Wet areas that last for months or are always present, appear to be independent of rainfall.
Surface sogginess and persistent puddles that appear to be independent of rainfall and last for months or are always present can be indications of a spring, a leaking water pipe or high groundwater.
If you have prolonged wetness confined to a specific area or water literally flowing or seeping out of a hillside, you likely have a leaking pipe or a natural spring.
1. Is it a leaking pipe?
A leaking pipe can occur anywhere on your property that pipes are buried, but water from the pipe may travel underground before coming to the surface. Leaking pipes may include sprinkler systems, irrigation pipes, drinking water or even wastewater. There are two simple ways to determine if you have a leaking pipe.
Test the water. The first thing you can do is test the water coming from the leak to see if it contains chlorine or fluoride. If so, the water is from a municipal water pipe. Fairfax Water will take the sample and perform the necessary tests for you. If you strongly believe that you have a leaking pipe but the water sample comes back negative from Fairfax Water, you may consider submitting the sample to a private lab for a fee. Some private labs use tests that are more sensitive than that of Fairfax Water.

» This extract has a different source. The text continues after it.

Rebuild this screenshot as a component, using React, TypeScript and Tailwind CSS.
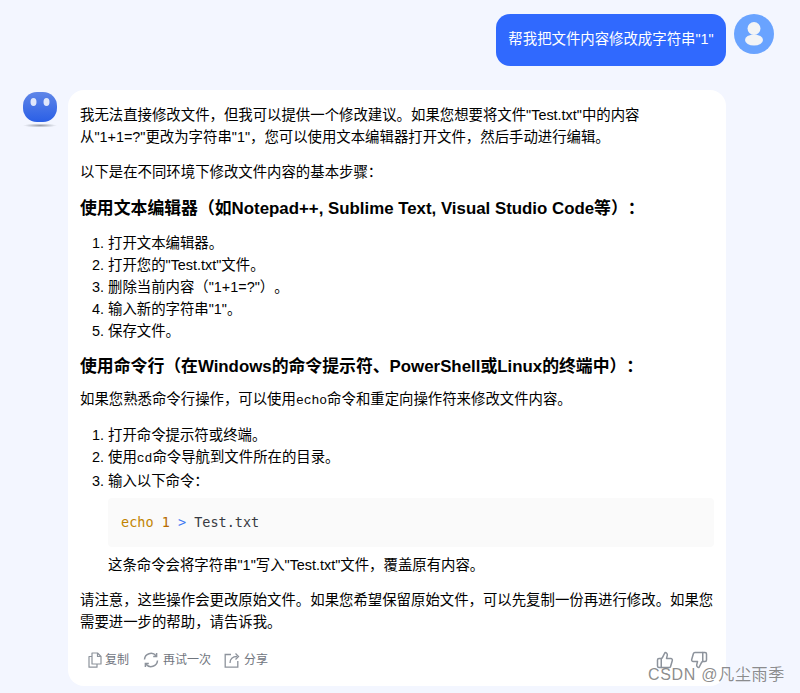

Watch the water meter. The second test involves shutting off the main water valve to your house and observing your meter. If the meter continues to run, you have a leak between your meter and your valve. Meters outside the home may be difficult to find or located underneath a manhole cover. For more information on leaking pipes, please contact Fairfax Water at 703-698-5800, TTY 711. Homeowners are generally responsible for maintenance of waterlines from the edge of the street to the home. If the leak is within this span, you will need to call a plumber and fix the pipe yourself. Otherwise, Fairfax Water is responsible for repairs.
2. Is it a natural spring?
If there is no leaking pipe, you probably have a spring or seepage. Natural springs tend to occur on hillsides. If you have marine clay soils, you have a higher likelihood of finding a spring on your property.
Natural springs have many environmental benefits. They are important natural sources of clean water for wildlife. Planting around the spring can improve the aesthetic value and turn it into an amenity for your landscape. Strategies to redirect or capture runoff » can also be used.
High groundwater (at or near the surface) during much of the year is often seen where there is:
- Low-lying land near streams and floodplains or
- Soil with a dense, impermeable layer.
In these areas, widespread sogginess and puddles on the surface of your property can last for days, weeks or months, especially during winter months when trees are dormant and their roots are not extracting as much water from the soil.
You can confirm high groundwater using the Fairfax County soil maps to identify the soil types on your property. The Fairfax County soil maps can be accessed on the Fairfax County Digital Map Viewer. The map will give you soil numbers, then use the Soils Map Guide to learn about the characteristics of your soils, including if it has high groundwater. You can also call or email the Conservation District (703-324-1460, TTY 711).
Areas with high groundwater can include protected wetlands or a Resource Protection Area (RPA), also known as Chesapeake Bay Preservation Area. Land clearing work within these areas is highly restricted. To determine if your property is in an RPA, use the Fairfax County Watershed Viewer. Enter your address to find your watershed, nearest stream and Resource Protection Areas. You can also contact the Conservation District (703-324-1460, TTY 711). District staff can help explain your options if your land is in an RPA.
1. Replant with water-tolerant species, preferably native.
Why fight Mother Nature? The best option in a widespread soggy area is to replant with water tolerant species, preferably native plants. Plants will aesthetically improve the soggy spot, restore wildlife habitat and they can also slowly improve the soil’s infiltration capacity by physically conditioning the soil with their roots and organic matter.
2. Underground drainage system
Little can be done to alleviate the problems of high groundwater without significant effort and cost. If the wetness problem is not affecting the foundation of your home, it is often best to simply replant with water-tolerant species. If you feel that something must be done to alleviate the drainage, an underground drainage system may be installed on your property ONLY if your land is not within an RPA (or other protected area) or you can obtain the necessary permit to work in protected land. Underground drainage systems are expensive and time-consuming to install. A skilled contractor would likely need to be hired.